▶ _Data for the task_
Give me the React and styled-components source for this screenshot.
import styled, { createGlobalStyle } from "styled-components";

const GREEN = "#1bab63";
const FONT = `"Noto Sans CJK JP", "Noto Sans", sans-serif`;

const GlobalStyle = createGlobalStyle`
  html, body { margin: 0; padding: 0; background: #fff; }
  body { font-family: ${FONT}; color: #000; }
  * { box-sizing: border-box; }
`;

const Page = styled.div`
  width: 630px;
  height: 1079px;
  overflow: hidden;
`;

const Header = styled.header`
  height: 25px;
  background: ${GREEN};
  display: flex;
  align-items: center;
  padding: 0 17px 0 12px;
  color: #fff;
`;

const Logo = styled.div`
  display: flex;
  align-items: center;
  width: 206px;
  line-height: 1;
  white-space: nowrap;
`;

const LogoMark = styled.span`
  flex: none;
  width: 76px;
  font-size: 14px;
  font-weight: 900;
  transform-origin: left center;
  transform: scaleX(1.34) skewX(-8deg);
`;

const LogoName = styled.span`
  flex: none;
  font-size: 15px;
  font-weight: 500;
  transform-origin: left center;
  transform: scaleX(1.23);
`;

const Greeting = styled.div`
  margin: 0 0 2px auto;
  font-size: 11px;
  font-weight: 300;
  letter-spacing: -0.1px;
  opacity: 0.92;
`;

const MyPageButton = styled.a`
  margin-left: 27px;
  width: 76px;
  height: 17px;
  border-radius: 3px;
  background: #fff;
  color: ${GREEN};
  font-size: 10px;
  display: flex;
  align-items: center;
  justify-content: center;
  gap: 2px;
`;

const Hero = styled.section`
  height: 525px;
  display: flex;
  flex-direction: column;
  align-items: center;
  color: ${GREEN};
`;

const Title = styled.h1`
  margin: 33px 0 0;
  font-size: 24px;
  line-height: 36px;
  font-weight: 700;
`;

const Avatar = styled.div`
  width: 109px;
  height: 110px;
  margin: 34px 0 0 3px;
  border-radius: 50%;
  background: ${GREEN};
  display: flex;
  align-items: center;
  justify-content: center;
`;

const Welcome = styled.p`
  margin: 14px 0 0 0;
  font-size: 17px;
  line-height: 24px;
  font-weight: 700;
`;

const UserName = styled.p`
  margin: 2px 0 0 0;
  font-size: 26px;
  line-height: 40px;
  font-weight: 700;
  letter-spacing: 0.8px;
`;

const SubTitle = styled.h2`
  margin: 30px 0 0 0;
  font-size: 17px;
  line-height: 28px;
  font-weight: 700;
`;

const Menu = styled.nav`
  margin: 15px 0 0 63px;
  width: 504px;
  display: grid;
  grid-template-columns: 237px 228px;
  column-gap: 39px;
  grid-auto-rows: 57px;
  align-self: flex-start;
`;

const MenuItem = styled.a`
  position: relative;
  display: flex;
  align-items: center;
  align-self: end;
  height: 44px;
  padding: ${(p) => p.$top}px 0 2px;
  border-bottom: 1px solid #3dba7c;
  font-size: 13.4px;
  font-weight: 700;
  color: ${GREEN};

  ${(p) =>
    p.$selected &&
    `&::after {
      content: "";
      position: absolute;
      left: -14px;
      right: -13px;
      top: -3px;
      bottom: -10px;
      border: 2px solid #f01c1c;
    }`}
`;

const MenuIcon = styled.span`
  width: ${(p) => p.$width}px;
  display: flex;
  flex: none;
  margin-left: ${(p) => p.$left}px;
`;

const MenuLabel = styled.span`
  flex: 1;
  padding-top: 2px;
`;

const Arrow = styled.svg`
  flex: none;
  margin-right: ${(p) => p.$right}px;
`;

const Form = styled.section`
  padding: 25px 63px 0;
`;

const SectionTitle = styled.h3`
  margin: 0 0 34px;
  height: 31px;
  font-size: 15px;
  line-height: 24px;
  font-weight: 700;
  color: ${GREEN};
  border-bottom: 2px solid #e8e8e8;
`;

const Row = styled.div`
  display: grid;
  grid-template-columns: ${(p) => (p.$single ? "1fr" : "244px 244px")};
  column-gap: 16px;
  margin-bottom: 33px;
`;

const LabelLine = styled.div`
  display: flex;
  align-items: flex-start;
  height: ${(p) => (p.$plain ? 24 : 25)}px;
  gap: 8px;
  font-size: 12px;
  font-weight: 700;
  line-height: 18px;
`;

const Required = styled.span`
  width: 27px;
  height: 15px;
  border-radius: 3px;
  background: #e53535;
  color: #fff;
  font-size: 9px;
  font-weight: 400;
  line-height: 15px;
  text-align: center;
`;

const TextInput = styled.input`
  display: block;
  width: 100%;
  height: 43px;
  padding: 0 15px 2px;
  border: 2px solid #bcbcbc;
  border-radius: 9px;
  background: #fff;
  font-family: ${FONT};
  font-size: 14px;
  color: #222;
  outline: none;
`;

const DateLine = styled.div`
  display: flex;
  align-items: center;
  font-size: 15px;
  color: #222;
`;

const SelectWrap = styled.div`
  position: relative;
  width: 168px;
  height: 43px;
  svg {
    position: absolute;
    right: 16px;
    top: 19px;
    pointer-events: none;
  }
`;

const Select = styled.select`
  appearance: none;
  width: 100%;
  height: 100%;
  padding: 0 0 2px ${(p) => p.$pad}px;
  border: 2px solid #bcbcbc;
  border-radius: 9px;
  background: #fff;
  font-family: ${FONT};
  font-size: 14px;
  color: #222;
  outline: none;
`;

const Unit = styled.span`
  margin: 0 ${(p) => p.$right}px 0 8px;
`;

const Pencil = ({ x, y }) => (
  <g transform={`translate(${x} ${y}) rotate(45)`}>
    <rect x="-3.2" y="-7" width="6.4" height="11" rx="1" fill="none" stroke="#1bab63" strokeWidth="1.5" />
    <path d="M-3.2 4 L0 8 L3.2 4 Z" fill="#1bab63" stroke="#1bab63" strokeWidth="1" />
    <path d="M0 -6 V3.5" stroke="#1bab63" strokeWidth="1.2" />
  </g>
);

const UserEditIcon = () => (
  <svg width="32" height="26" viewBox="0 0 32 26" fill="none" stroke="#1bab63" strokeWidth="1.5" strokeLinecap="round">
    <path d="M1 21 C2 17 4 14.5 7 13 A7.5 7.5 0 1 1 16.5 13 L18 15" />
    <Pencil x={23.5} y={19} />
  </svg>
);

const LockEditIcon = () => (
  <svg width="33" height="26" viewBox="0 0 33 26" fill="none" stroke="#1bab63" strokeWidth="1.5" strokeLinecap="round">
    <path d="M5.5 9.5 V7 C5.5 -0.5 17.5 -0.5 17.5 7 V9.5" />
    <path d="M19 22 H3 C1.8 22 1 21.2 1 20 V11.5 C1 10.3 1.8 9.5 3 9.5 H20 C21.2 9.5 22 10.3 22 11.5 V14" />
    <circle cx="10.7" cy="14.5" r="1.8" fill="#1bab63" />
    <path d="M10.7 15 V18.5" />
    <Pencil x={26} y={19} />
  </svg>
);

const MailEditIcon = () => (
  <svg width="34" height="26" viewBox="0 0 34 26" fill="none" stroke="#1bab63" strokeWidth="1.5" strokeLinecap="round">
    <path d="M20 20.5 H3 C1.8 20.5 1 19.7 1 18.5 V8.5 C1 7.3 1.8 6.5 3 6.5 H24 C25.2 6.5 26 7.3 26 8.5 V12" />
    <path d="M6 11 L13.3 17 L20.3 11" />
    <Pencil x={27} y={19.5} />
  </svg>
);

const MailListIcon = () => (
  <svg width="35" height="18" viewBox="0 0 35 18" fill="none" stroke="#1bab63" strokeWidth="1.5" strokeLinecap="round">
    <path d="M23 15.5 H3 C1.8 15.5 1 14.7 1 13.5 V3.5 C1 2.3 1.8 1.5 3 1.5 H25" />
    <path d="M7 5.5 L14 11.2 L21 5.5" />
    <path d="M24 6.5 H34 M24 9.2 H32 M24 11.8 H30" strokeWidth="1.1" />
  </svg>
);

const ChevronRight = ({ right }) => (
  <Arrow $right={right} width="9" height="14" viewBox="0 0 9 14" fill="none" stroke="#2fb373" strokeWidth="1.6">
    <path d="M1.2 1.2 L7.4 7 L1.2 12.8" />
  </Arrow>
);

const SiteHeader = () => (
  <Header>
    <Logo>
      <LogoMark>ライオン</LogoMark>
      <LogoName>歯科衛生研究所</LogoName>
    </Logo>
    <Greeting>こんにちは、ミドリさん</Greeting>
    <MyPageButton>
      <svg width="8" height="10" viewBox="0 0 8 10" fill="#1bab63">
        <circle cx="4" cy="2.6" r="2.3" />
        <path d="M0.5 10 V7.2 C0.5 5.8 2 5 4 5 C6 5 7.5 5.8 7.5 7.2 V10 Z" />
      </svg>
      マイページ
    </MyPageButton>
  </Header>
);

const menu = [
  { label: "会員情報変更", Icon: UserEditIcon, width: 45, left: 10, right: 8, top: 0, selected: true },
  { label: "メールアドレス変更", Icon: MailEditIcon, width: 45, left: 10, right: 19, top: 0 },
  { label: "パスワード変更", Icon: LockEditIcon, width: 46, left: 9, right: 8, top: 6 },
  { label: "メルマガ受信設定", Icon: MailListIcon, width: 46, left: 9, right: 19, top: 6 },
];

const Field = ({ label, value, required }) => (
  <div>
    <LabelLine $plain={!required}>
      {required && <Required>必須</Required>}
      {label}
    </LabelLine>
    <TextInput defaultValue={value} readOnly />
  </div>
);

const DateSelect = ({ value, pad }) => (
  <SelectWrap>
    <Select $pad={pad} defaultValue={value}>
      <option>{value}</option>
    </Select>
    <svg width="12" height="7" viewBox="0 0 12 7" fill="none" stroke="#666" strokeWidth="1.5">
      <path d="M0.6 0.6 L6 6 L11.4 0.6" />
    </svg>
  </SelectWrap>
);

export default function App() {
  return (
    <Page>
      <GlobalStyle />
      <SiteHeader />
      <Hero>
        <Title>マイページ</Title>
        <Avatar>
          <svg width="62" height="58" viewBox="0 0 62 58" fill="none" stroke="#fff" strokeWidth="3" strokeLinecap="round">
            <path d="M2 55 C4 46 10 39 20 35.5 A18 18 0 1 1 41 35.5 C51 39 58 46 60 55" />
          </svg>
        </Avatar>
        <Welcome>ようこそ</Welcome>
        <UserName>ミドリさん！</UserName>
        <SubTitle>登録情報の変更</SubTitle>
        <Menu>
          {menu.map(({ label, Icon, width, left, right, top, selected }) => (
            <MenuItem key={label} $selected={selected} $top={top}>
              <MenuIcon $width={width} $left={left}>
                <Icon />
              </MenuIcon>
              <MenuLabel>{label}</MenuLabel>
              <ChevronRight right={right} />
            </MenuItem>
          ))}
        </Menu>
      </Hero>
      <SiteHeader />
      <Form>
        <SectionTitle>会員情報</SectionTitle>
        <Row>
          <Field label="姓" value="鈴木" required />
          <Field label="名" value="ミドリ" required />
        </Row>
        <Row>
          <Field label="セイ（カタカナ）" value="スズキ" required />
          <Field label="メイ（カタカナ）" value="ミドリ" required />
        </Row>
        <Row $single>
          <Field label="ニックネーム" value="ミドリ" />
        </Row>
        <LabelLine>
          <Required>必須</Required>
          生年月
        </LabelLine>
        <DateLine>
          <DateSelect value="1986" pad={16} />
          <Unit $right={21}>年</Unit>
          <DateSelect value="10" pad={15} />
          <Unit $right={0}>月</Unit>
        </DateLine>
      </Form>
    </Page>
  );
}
---
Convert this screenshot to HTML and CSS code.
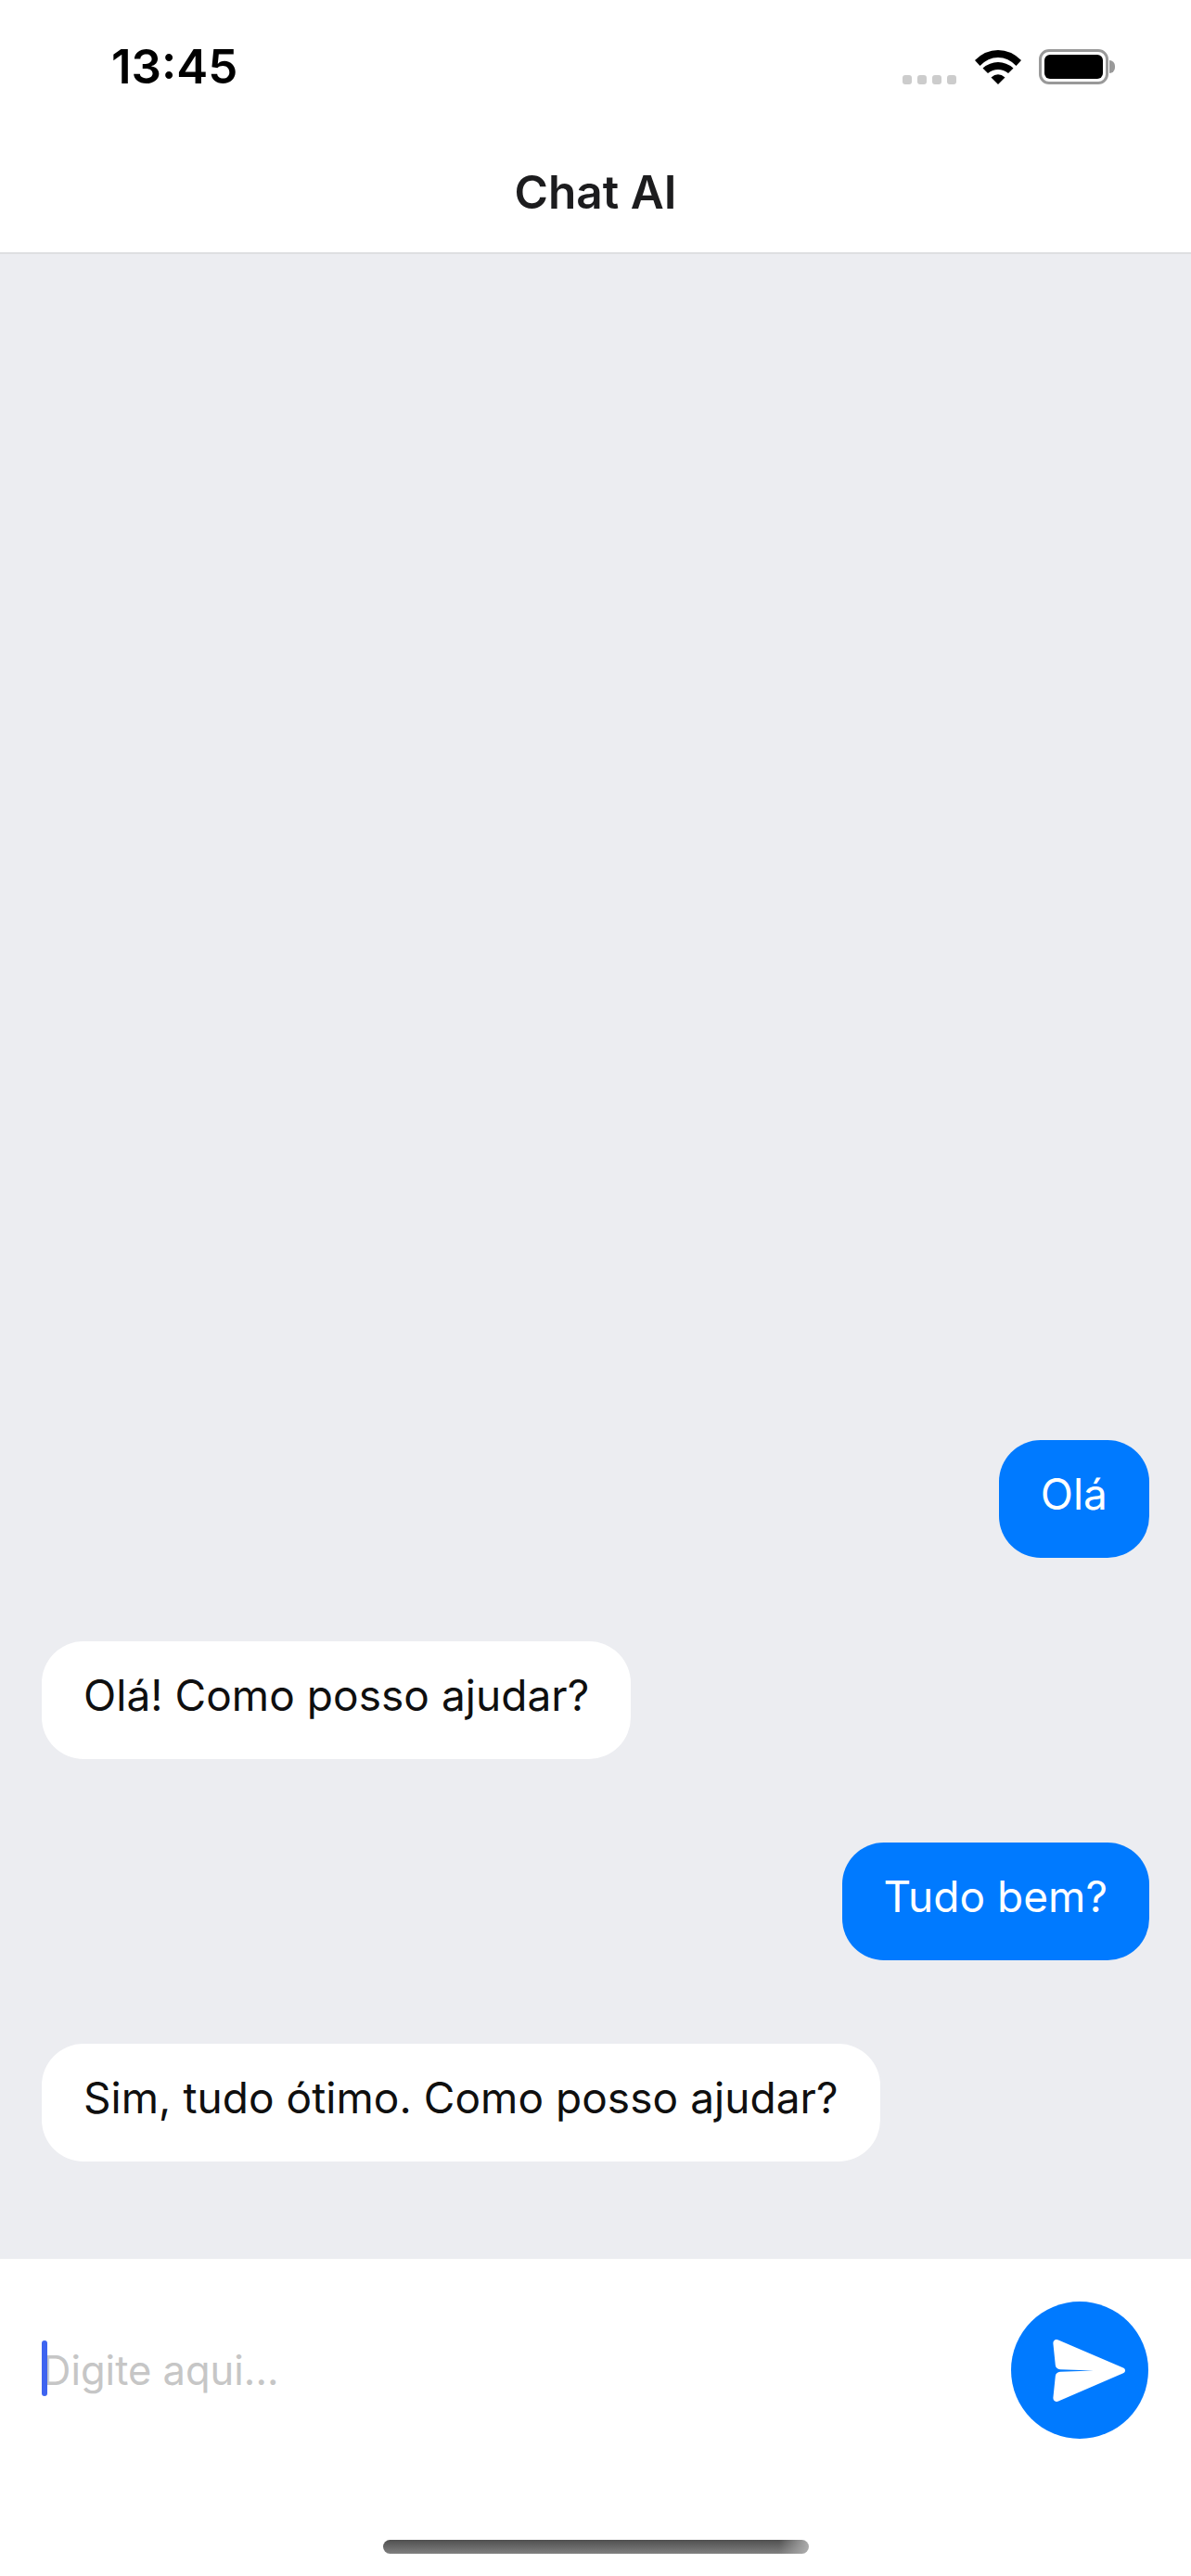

▶ _Exercise task_
Go through the listing above and return every line where the word "this" occurs.

▶ _Finished answer_
Give me the React and styled-components source for this screenshot.
Convert this screenshot to HTML and CSS code.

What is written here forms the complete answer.